Really, overbooking and the opposite end of the spectrum (giving excessive bandwidth without charging for it) are mistakes made early in the development of the business. Successful providers will tighten up both ends, providing the service people ordered and paid for, and smart customers will understand that in order to get what they paid for, they shouldn't also expect a free lunch.
*scoove*
Let's look at cost first. Typically, service providers think of costs as some percentage of the dollars coming in for a given service. They break these down into several categories. Although each company is different, here's a simple example:
- Cost of goods sold: These are dollars that the companies spends to provide the specific service. More on this later.
- "SG&A": Sales, General and Administrative. Otherwise known as "overhead" -- cost associated with running the company that aren't tied specifically to a service (management salaries, office space, etc...). Sometimes sales salaries and marketing are broken out from this on a per-service basis, other times they are lumped into the general company overhead costs.
- Margin: This is the money left over after the company's costs are taken care of. If the company sells everything directly at retail price, this is equal to profit. However, if a company has resellers or other types of "sales channels", they will be paid a certain percentage of the margin for selling the product. Discounts also come out of this chunk.

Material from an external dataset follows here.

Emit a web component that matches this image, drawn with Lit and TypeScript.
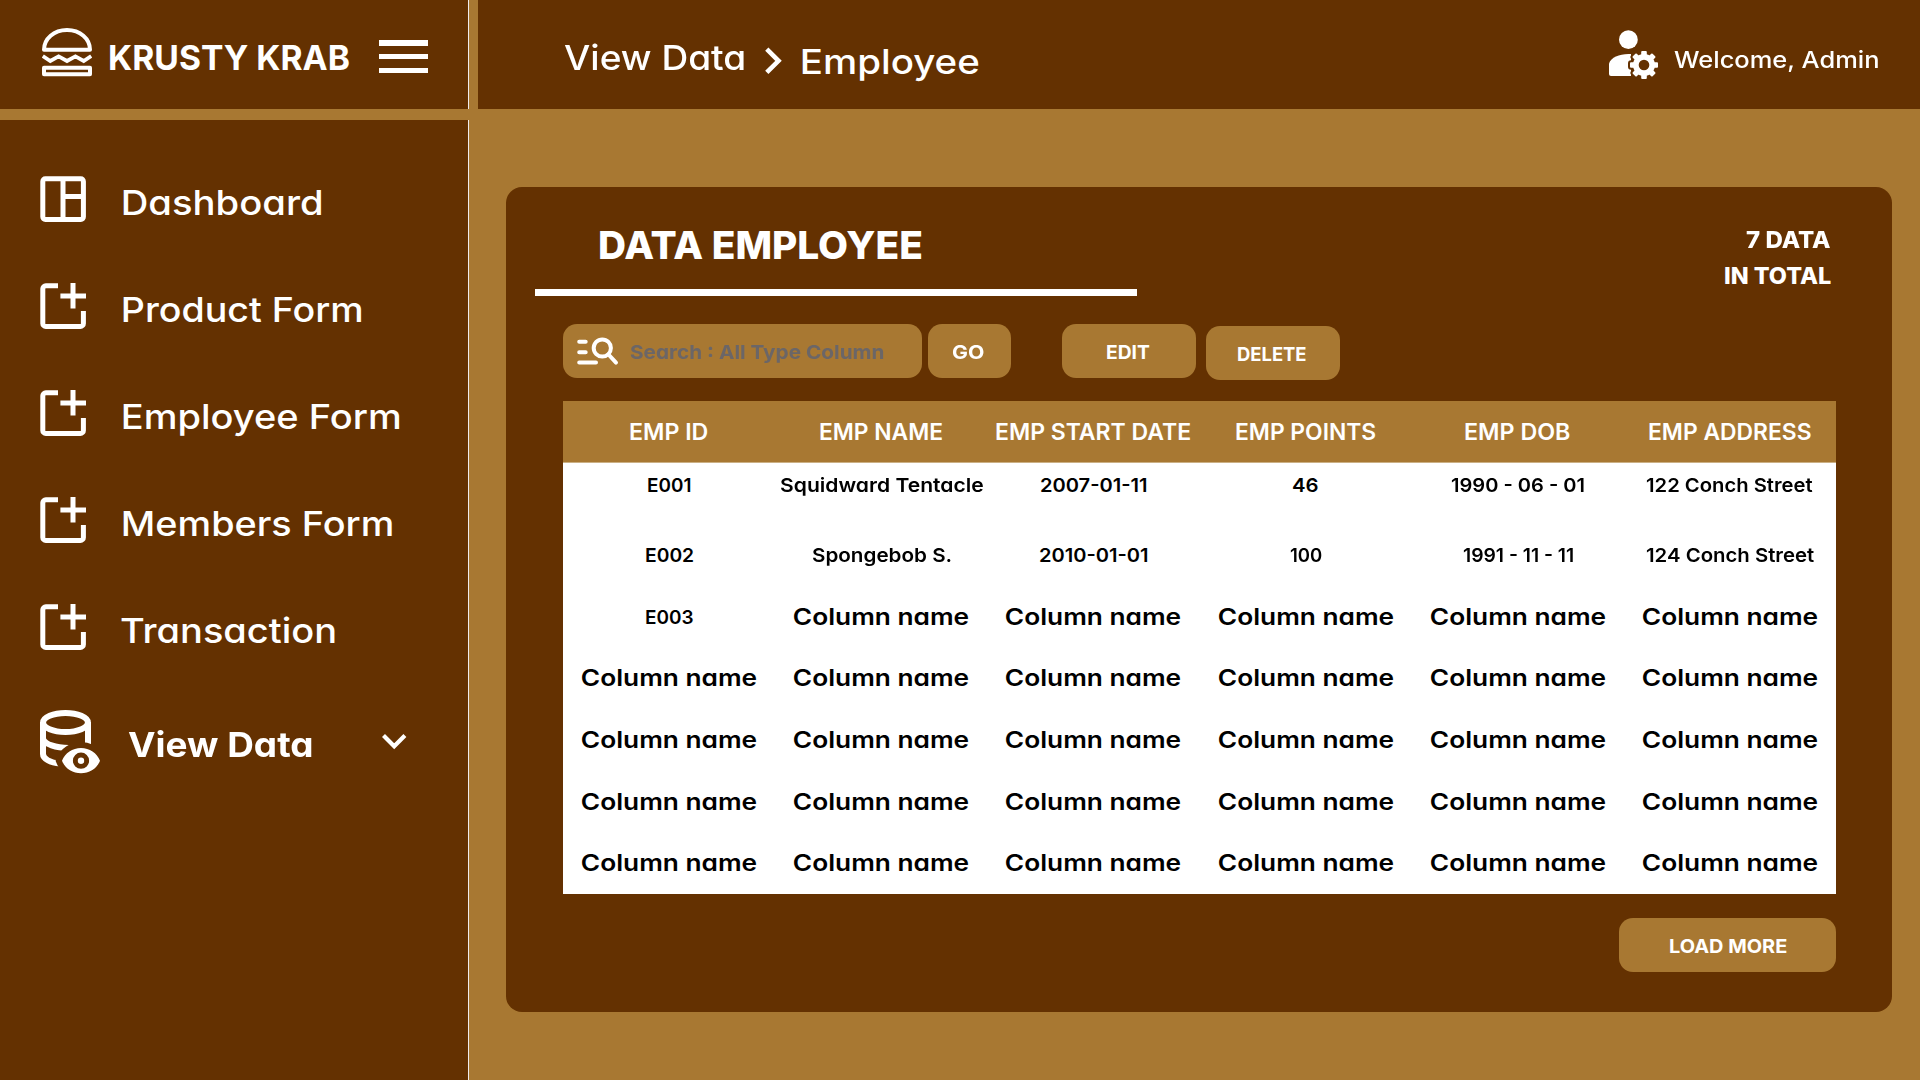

Very rough rule of thumb: cost of goods sold should *never* exceed 50% of "retail" (undiscounted) revenue in the telecom / service provider space. Of course, if a company is desperate for business they may give away very large portions of the margin percentage in the form of discounts, etc...The "cost of goods sold" for a typical hosted dedicated server generally break down into several major categories, that may or may not be broken out as different "services":
- Hardware cost & software licensing: This is the fixed purchase cost of the dedicated server itself, and any associated software licenses. This is typically paid directly by the customer up-front, or broken down into lease-like payments and buried in a flat monthly fee.
- Data center: These are costs of having the server sitting in the data center, including lease cost of the space, supporting rack and LAN infrastructure, electricity, cooling, security, etc... Typically these costs are figured based on averages per square ft. of server room space or by rack space.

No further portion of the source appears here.